> _Task to carry out_: Extract the whole listing as it stands. Do not include the pictures.

> _Source data_:
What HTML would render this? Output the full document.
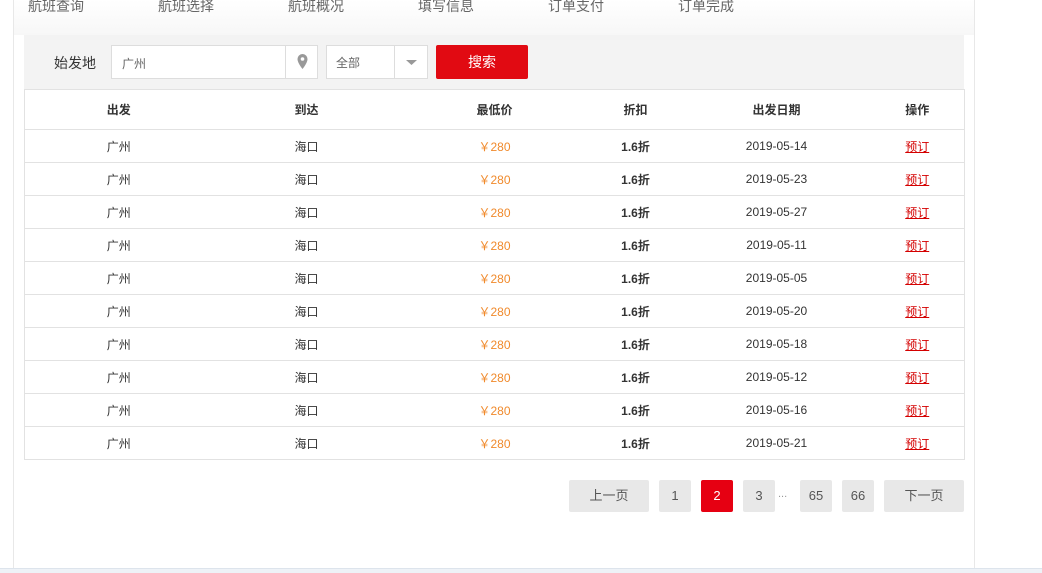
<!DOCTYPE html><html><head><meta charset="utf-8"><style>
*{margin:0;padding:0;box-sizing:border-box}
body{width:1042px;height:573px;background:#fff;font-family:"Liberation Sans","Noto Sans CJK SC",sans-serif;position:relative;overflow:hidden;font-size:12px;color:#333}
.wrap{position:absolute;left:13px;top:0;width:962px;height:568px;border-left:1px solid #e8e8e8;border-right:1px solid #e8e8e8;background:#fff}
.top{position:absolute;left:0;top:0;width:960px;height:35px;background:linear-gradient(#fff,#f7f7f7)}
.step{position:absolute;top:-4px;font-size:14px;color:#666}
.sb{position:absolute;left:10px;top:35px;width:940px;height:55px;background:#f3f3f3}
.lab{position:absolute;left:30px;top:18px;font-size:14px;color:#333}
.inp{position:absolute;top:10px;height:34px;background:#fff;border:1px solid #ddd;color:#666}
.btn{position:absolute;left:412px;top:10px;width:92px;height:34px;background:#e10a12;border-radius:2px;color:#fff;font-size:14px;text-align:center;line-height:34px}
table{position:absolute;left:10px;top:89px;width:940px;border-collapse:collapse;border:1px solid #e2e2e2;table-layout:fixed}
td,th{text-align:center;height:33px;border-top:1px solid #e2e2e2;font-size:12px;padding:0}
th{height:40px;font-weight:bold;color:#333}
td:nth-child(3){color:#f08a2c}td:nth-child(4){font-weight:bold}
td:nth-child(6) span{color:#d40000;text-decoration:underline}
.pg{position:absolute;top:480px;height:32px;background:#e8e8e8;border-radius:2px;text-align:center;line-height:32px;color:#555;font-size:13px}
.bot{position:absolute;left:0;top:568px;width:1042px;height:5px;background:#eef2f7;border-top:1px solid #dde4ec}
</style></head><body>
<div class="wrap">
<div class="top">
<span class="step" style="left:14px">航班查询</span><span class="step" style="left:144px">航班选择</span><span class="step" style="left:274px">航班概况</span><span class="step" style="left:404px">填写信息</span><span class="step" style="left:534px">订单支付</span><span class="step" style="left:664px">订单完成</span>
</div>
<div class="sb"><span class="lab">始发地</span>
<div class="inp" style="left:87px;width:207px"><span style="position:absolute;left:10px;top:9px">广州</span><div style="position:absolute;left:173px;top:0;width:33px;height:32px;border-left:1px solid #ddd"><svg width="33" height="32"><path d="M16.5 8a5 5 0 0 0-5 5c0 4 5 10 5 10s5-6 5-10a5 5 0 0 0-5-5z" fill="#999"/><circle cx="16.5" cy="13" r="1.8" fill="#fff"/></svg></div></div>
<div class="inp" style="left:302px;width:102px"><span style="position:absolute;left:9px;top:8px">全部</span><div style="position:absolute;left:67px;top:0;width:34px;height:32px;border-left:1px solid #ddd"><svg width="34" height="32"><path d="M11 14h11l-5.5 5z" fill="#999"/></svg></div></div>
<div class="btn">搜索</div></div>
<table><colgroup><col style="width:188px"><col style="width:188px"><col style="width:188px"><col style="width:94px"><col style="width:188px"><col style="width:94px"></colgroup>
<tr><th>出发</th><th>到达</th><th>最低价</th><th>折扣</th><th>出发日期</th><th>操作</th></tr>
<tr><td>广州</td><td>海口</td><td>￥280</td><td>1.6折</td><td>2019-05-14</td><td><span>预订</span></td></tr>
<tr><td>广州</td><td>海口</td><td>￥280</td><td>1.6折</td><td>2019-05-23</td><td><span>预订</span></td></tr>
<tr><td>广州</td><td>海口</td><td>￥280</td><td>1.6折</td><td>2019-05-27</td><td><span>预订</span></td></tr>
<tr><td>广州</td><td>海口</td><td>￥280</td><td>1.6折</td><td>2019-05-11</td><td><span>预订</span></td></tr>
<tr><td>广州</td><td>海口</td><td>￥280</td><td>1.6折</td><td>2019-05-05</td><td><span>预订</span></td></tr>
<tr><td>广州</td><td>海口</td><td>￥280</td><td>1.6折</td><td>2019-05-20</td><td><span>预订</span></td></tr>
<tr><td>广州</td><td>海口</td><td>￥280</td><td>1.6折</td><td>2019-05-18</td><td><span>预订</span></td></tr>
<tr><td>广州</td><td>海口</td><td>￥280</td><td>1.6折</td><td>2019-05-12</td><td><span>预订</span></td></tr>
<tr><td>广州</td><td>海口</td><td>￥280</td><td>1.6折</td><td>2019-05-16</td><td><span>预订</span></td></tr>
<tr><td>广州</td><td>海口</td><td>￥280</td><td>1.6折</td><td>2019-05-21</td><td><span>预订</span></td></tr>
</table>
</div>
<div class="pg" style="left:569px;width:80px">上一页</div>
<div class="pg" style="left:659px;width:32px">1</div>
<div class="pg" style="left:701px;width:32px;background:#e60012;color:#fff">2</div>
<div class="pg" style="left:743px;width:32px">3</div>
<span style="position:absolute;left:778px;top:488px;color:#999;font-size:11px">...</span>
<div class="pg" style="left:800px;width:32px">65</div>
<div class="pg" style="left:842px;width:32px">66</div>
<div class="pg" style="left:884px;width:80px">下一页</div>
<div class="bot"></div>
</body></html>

> _Exercise output_:
What HTML would render this? Output the full document.
<!DOCTYPE html><html><head><meta charset="utf-8"><style>
*{margin:0;padding:0;box-sizing:border-box}
body{width:1042px;height:573px;background:#fff;font-family:"Liberation Sans","Noto Sans CJK SC",sans-serif;position:relative;overflow:hidden;font-size:12px;color:#333}
.wrap{position:absolute;left:13px;top:0;width:962px;height:568px;border-left:1px solid #e8e8e8;border-right:1px solid #e8e8e8;background:#fff}
.top{position:absolute;left:0;top:0;width:960px;height:35px;background:linear-gradient(#fff,#f7f7f7)}
.step{position:absolute;top:-4px;font-size:14px;color:#666}
.sb{position:absolute;left:10px;top:35px;width:940px;height:55px;background:#f3f3f3}
.lab{position:absolute;left:30px;top:18px;font-size:14px;color:#333}
.inp{position:absolute;top:10px;height:34px;background:#fff;border:1px solid #ddd;color:#666}
.btn{position:absolute;left:412px;top:10px;width:92px;height:34px;background:#e10a12;border-radius:2px;color:#fff;font-size:14px;text-align:center;line-height:34px}
table{position:absolute;left:10px;top:89px;width:940px;border-collapse:collapse;border:1px solid #e2e2e2;table-layout:fixed}
td,th{text-align:center;height:33px;border-top:1px solid #e2e2e2;font-size:12px;padding:0}
th{height:40px;font-weight:bold;color:#333}
td:nth-child(3){color:#f08a2c}td:nth-child(4){font-weight:bold}
td:nth-child(6) span{color:#d40000;text-decoration:underline}
.pg{position:absolute;top:480px;height:32px;background:#e8e8e8;border-radius:2px;text-align:center;line-height:32px;color:#555;font-size:13px}
.bot{position:absolute;left:0;top:568px;width:1042px;height:5px;background:#eef2f7;border-top:1px solid #dde4ec}
</style></head><body>
<div class="wrap">
<div class="top">
<span class="step" style="left:14px">航班查询</span><span class="step" style="left:144px">航班选择</span><span class="step" style="left:274px">航班概况</span><span class="step" style="left:404px">填写信息</span><span class="step" style="left:534px">订单支付</span><span class="step" style="left:664px">订单完成</span>
</div>
<div class="sb"><span class="lab">始发地</span>
<div class="inp" style="left:87px;width:207px"><span style="position:absolute;left:10px;top:9px">广州</span><div style="position:absolute;left:173px;top:0;width:33px;height:32px;border-left:1px solid #ddd"><svg width="33" height="32"><path d="M16.5 8a5 5 0 0 0-5 5c0 4 5 10 5 10s5-6 5-10a5 5 0 0 0-5-5z" fill="#999"/><circle cx="16.5" cy="13" r="1.8" fill="#fff"/></svg></div></div>
<div class="inp" style="left:302px;width:102px"><span style="position:absolute;left:9px;top:8px">全部</span><div style="position:absolute;left:67px;top:0;width:34px;height:32px;border-left:1px solid #ddd"><svg width="34" height="32"><path d="M11 14h11l-5.5 5z" fill="#999"/></svg></div></div>
<div class="btn">搜索</div></div>
<table><colgroup><col style="width:188px"><col style="width:188px"><col style="width:188px"><col style="width:94px"><col style="width:188px"><col style="width:94px"></colgroup>
<tr><th>出发</th><th>到达</th><th>最低价</th><th>折扣</th><th>出发日期</th><th>操作</th></tr>
<tr><td>广州</td><td>海口</td><td>￥280</td><td>1.6折</td><td>2019-05-14</td><td><span>预订</span></td></tr>
<tr><td>广州</td><td>海口</td><td>￥280</td><td>1.6折</td><td>2019-05-23</td><td><span>预订</span></td></tr>
<tr><td>广州</td><td>海口</td><td>￥280</td><td>1.6折</td><td>2019-05-27</td><td><span>预订</span></td></tr>
<tr><td>广州</td><td>海口</td><td>￥280</td><td>1.6折</td><td>2019-05-11</td><td><span>预订</span></td></tr>
<tr><td>广州</td><td>海口</td><td>￥280</td><td>1.6折</td><td>2019-05-05</td><td><span>预订</span></td></tr>
<tr><td>广州</td><td>海口</td><td>￥280</td><td>1.6折</td><td>2019-05-20</td><td><span>预订</span></td></tr>
<tr><td>广州</td><td>海口</td><td>￥280</td><td>1.6折</td><td>2019-05-18</td><td><span>预订</span></td></tr>
<tr><td>广州</td><td>海口</td><td>￥280</td><td>1.6折</td><td>2019-05-12</td><td><span>预订</span></td></tr>
<tr><td>广州</td><td>海口</td><td>￥280</td><td>1.6折</td><td>2019-05-16</td><td><span>预订</span></td></tr>
<tr><td>广州</td><td>海口</td><td>￥280</td><td>1.6折</td><td>2019-05-21</td><td><span>预订</span></td></tr>
</table>
</div>
<div class="pg" style="left:569px;width:80px">上一页</div>
<div class="pg" style="left:659px;width:32px">1</div>
<div class="pg" style="left:701px;width:32px;background:#e60012;color:#fff">2</div>
<div class="pg" style="left:743px;width:32px">3</div>
<span style="position:absolute;left:778px;top:488px;color:#999;font-size:11px">...</span>
<div class="pg" style="left:800px;width:32px">65</div>
<div class="pg" style="left:842px;width:32px">66</div>
<div class="pg" style="left:884px;width:80px">下一页</div>
<div class="bot"></div>
</body></html>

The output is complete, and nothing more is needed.